• **Collected material**
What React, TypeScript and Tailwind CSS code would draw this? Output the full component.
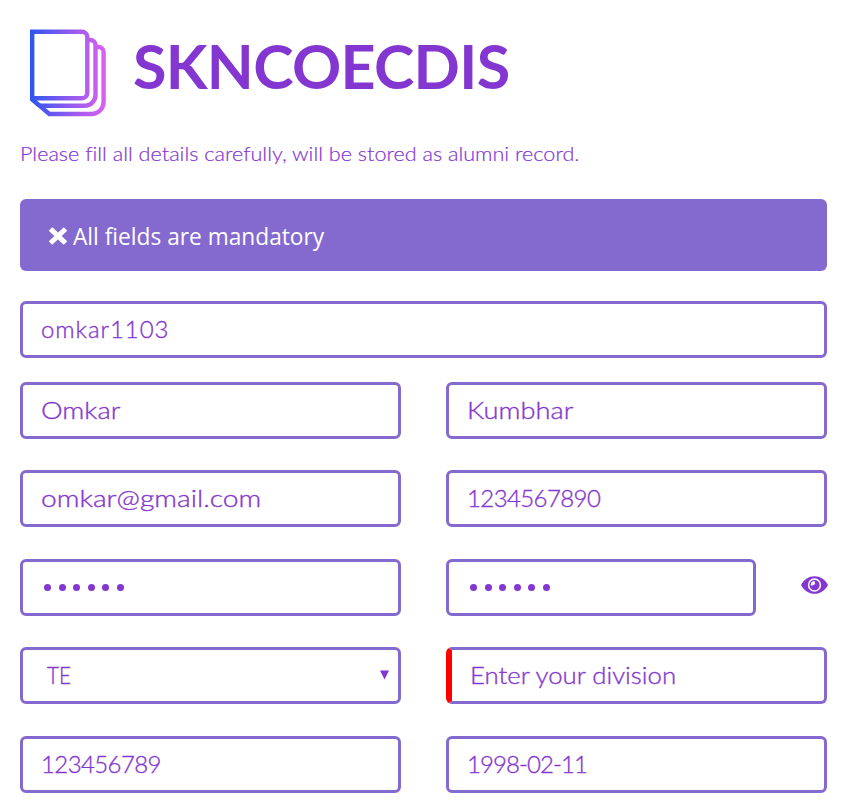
import type { ReactNode } from "react";

function Logo() {
  return (
    <svg width="80" height="92" viewBox="28 27 80 92" fill="none" className="shrink-0">
      <defs>
        <linearGradient id="ink" gradientUnits="userSpaceOnUse" x1="30" y1="0" x2="106" y2="0">
          <stop offset="0" stopColor="#2d55ef" />
          <stop offset="0.5" stopColor="#8d5aef" />
          <stop offset="1" stopColor="#dc60f0" />
        </linearGradient>
      </defs>
      <g stroke="url(#ink)" strokeWidth="4.4">
        <path d="M32.2 31.7H82a5.300 5.300 0 0 1 5.300 5.300V93a5.200 5.200 0 0 1-5.300 5.200H32.2Z" />
        <path d="M89 40h1.500a5 5 0 0 1 5 5V95a10.8 10.8 0 0 1-10.8 10.8H39" />
        <path d="M97 47h1.600a5 5 0 0 1 5 5V102a12 12 0 0 1-12 12H49.3L32 99.2" />
      </g>
      <path d="M30 98v2.300L37 106.500l4.500 1.500L35 98Z" fill="url(#ink)" />
    </svg>
  );
}

function Eye() {
  return (
    <svg width="27" height="18" viewBox="0 0 27 18" className="mb-[5px] ml-[45px] shrink-0">
      <path d="M0 9C3 3.500 8 .2 13.500 .2S24 3.500 27 9c-3 5.500-8 8.800-13.500 8.800S3 14.500 0 9Z" fill="currentColor" />
      <circle cx="13.500" cy="9" r="5.900" fill="none" stroke="white" strokeWidth="1.500" />
      <path d="M13 5.200a4 4 0 0 1-3.200 3.700" fill="none" stroke="white" strokeWidth="1.800" />
      <circle cx="12" cy="7.300" r="1.900" fill="white" />
    </svg>
  );
}

const box = "flex h-[57px] items-center rounded-[6px] border-3 border-[#846acf] pb-[2px] pl-[18px]";

function Field({ children, className = "", text = "" }: { children: ReactNode; className?: string; text?: string }) {
  return (
    <div className={`${box} ${className}`}>
      <span className={`inline-block origin-left whitespace-nowrap [-webkit-text-stroke:0.35px] ${text}`}>{children}</span>
    </div>
  );
}

function Dots() {
  return (
    <span className="flex gap-[7.600px] pt-[2px] pl-[3px]">
      {[0, 1, 2, 3, 4, 5].map((n) => (
        <i key={n} className="size-[7px] rounded-full bg-[#8437d0]" />
      ))}
    </span>
  );
}

export default function App() {
  return (
    <main className="h-[809px] w-[857px] overflow-hidden bg-white pr-[30px] pl-[20px] font-[Lato,sans-serif] text-[24px] leading-[36px] font-light text-[#8437d0] [font-variant-ligatures:none]">
      <header className="flex h-[119px] items-start pt-[27px] pl-[8px]">
        <Logo />
        <h1 className="ml-[25px] text-[61px] leading-[78px] font-bold tracking-[-0.700px]">SKNCOECDIS</h1>
      </header>
      <p className="mt-[21px] h-[28px] w-max origin-left scale-x-[1.137] text-[19px] leading-[28px] [-webkit-text-stroke:0.2px]">
        Please fill all details carefully, will be stored as alumni record.
      </p>
      <div className="mt-[31px] flex h-[72px] items-center rounded-[6px] bg-[#846acf] pl-[28px] font-['Open_Sans',sans-serif] font-normal text-white">
        <svg width="20" height="18" viewBox="0 0 20 18" className="mt-[2px] shrink-0">
          <path d="M4.300 3.700 15.700 14.300M15.700 3.700 4.300 14.300" stroke="currentColor" strokeWidth="5" strokeLinecap="square" />
        </svg>
        <span className="mt-[2px] ml-[5px] origin-left scale-x-[0.946]">All fields are mandatory</span>
      </div>

      <form className="mt-[30px]">
        <Field text="tracking-[0.950px]">omkar1103</Field>
        <div className="mt-[24px] grid grid-cols-[381px_381px] justify-between">
          <Field text="scale-x-[1.140]">Omkar</Field>
          <Field text="scale-x-[1.135]">Kumbhar</Field>
        </div>
        <div className="mt-[31px] grid grid-cols-[381px_381px] justify-between">
          <Field text="scale-x-[1.176]">omkar@gmail.com</Field>
          <Field text="tracking-[-0.600px]">1234567890</Field>
        </div>
        <div className="mt-[32px] grid grid-cols-[381px_381px] justify-between">
          <Field><Dots /></Field>
          <div className="flex items-center">
            <Field className="w-[310px] shrink-0"><Dots /></Field>
            <Eye />
          </div>
        </div>
        <div className="mt-[31px] grid grid-cols-[381px_381px] justify-between">
          <div className={`${box} justify-between pr-[9px]`}>
            <span className="ml-[6px] origin-left scale-x-[0.860] [-webkit-text-stroke:0.35px]">TE</span>
            <svg width="9" height="10" viewBox="0 0 9 10">
              <path d="M0 .5h9L4.500 9.500Z" fill="currentColor" />
            </svg>
          </div>
          <Field className="border-l-6 border-l-[#ff0000]" text="scale-x-[1.073]">Enter your division</Field>
        </div>
        <div className="mt-[32px] grid grid-cols-[381px_381px] justify-between">
          <Field text="tracking-[-0.600px]">123456789</Field>
          <Field text="tracking-[-0.900px]">1998-02-11</Field>
        </div>
      </form>
    </main>
  );
}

• **The problem**
Write out the listing above again, exactly, but with no pictures in the copy.

• **Solution**
What React, TypeScript and Tailwind CSS code would draw this? Output the full component.
import type { ReactNode } from "react";

function Logo() {
  return (
    <svg width="80" height="92" viewBox="28 27 80 92" fill="none" className="shrink-0">
      <defs>
        <linearGradient id="ink" gradientUnits="userSpaceOnUse" x1="30" y1="0" x2="106" y2="0">
          <stop offset="0" stopColor="#2d55ef" />
          <stop offset="0.5" stopColor="#8d5aef" />
          <stop offset="1" stopColor="#dc60f0" />
        </linearGradient>
      </defs>
      <g stroke="url(#ink)" strokeWidth="4.4">
        <path d="M32.2 31.7H82a5.300 5.300 0 0 1 5.300 5.300V93a5.200 5.200 0 0 1-5.300 5.200H32.2Z" />
        <path d="M89 40h1.500a5 5 0 0 1 5 5V95a10.8 10.8 0 0 1-10.8 10.8H39" />
        <path d="M97 47h1.600a5 5 0 0 1 5 5V102a12 12 0 0 1-12 12H49.3L32 99.2" />
      </g>
      <path d="M30 98v2.300L37 106.500l4.500 1.500L35 98Z" fill="url(#ink)" />
    </svg>
  );
}

function Eye() {
  return (
    <svg width="27" height="18" viewBox="0 0 27 18" className="mb-[5px] ml-[45px] shrink-0">
      <path d="M0 9C3 3.500 8 .2 13.500 .2S24 3.500 27 9c-3 5.500-8 8.800-13.500 8.800S3 14.500 0 9Z" fill="currentColor" />
      <circle cx="13.500" cy="9" r="5.900" fill="none" stroke="white" strokeWidth="1.500" />
      <path d="M13 5.200a4 4 0 0 1-3.200 3.700" fill="none" stroke="white" strokeWidth="1.800" />
      <circle cx="12" cy="7.300" r="1.900" fill="white" />
    </svg>
  );
}

const box = "flex h-[57px] items-center rounded-[6px] border-3 border-[#846acf] pb-[2px] pl-[18px]";

function Field({ children, className = "", text = "" }: { children: ReactNode; className?: string; text?: string }) {
  return (
    <div className={`${box} ${className}`}>
      <span className={`inline-block origin-left whitespace-nowrap [-webkit-text-stroke:0.35px] ${text}`}>{children}</span>
    </div>
  );
}

function Dots() {
  return (
    <span className="flex gap-[7.600px] pt-[2px] pl-[3px]">
      {[0, 1, 2, 3, 4, 5].map((n) => (
        <i key={n} className="size-[7px] rounded-full bg-[#8437d0]" />
      ))}
    </span>
  );
}

export default function App() {
  return (
    <main className="h-[809px] w-[857px] overflow-hidden bg-white pr-[30px] pl-[20px] font-[Lato,sans-serif] text-[24px] leading-[36px] font-light text-[#8437d0] [font-variant-ligatures:none]">
      <header className="flex h-[119px] items-start pt-[27px] pl-[8px]">
        <Logo />
        <h1 className="ml-[25px] text-[61px] leading-[78px] font-bold tracking-[-0.700px]">SKNCOECDIS</h1>
      </header>
      <p className="mt-[21px] h-[28px] w-max origin-left scale-x-[1.137] text-[19px] leading-[28px] [-webkit-text-stroke:0.2px]">
        Please fill all details carefully, will be stored as alumni record.
      </p>
      <div className="mt-[31px] flex h-[72px] items-center rounded-[6px] bg-[#846acf] pl-[28px] font-['Open_Sans',sans-serif] font-normal text-white">
        <svg width="20" height="18" viewBox="0 0 20 18" className="mt-[2px] shrink-0">
          <path d="M4.300 3.700 15.700 14.300M15.700 3.700 4.300 14.300" stroke="currentColor" strokeWidth="5" strokeLinecap="square" />
        </svg>
        <span className="mt-[2px] ml-[5px] origin-left scale-x-[0.946]">All fields are mandatory</span>
      </div>

      <form className="mt-[30px]">
        <Field text="tracking-[0.950px]">omkar1103</Field>
        <div className="mt-[24px] grid grid-cols-[381px_381px] justify-between">
          <Field text="scale-x-[1.140]">Omkar</Field>
          <Field text="scale-x-[1.135]">Kumbhar</Field>
        </div>
        <div className="mt-[31px] grid grid-cols-[381px_381px] justify-between">
          <Field text="scale-x-[1.176]">omkar@gmail.com</Field>
          <Field text="tracking-[-0.600px]">1234567890</Field>
        </div>
        <div className="mt-[32px] grid grid-cols-[381px_381px] justify-between">
          <Field><Dots /></Field>
          <div className="flex items-center">
            <Field className="w-[310px] shrink-0"><Dots /></Field>
            <Eye />
          </div>
        </div>
        <div className="mt-[31px] grid grid-cols-[381px_381px] justify-between">
          <div className={`${box} justify-between pr-[9px]`}>
            <span className="ml-[6px] origin-left scale-x-[0.860] [-webkit-text-stroke:0.35px]">TE</span>
            <svg width="9" height="10" viewBox="0 0 9 10">
              <path d="M0 .5h9L4.500 9.500Z" fill="currentColor" />
            </svg>
          </div>
          <Field className="border-l-6 border-l-[#ff0000]" text="scale-x-[1.073]">Enter your division</Field>
        </div>
        <div className="mt-[32px] grid grid-cols-[381px_381px] justify-between">
          <Field text="tracking-[-0.600px]">123456789</Field>
          <Field text="tracking-[-0.900px]">1998-02-11</Field>
        </div>
      </form>
    </main>
  );
}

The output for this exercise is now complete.